The 38-year-old filmmaker is to helm a Universal Pictures horror inspired by the big screen vampire – who first featured in Bram Stoker’s 1897 novel – in a project that is described as an original, futuristic sci-fi Western. Details are being kept under wraps but it is said that the movie will explore the theme of being on the fringes of society.
Chloe will write, direct and produce the flick through her Highwayman production company.

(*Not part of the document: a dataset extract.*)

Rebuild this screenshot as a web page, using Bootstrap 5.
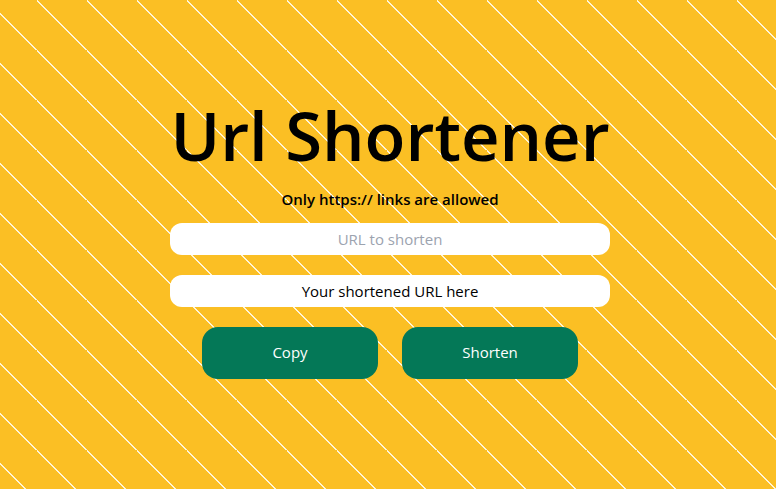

She said: “I’ve always been fascinated by vampires and the concept of the Other they embody. I’m very excited to work with Donna (Langley), Peter (Cramer) and the team at Universal to reimagine such a beloved character.”
Peter Cramer, Universal Pictures President, added: “Chloe’s singular lens shines a light on stories of the overlooked and misunderstood.
“We are thrilled to be working with her as she reimagines one of the most iconic outsider characters ever created.”
The new movie continues Universal’s recent strategy of revamping its iconic Dark Universe of monsters through top filmmakers. Other approaches include Leigh Whannell’s take on ‘The Invisible Man’ and Paul Feig developing the monster movie ‘Dark Army’.
Bela Lugosi’s performance in the 1931 ‘Dracula’ and other titles such as ‘The Mummy’, which stars Boris Karloff as the Egyptian zombie, James Whale’s 1931 film ‘Frankenstein’, also starring Karloff as the titular man-made monster, and ‘The Wolf Man’ were the Universal Monster movies with which Universal Studios made its name, beginning in the 1920s with ‘The Man of a Thousand Faces’ Lon Chaney starring in ‘The Hunchback of Notre Dame’ and ‘The Phantom of the Opera’.
The films continued to be popular with audiences for the next three decades with ‘Frankenstein’, ‘The Mummy’, ‘The Wolf Man’ and ‘Creature from the Black Lagoon’ all being major hits whilst making household names of Lugosi, ‘The Wolf Man’ star Lon Chaney Jr. and Karloff.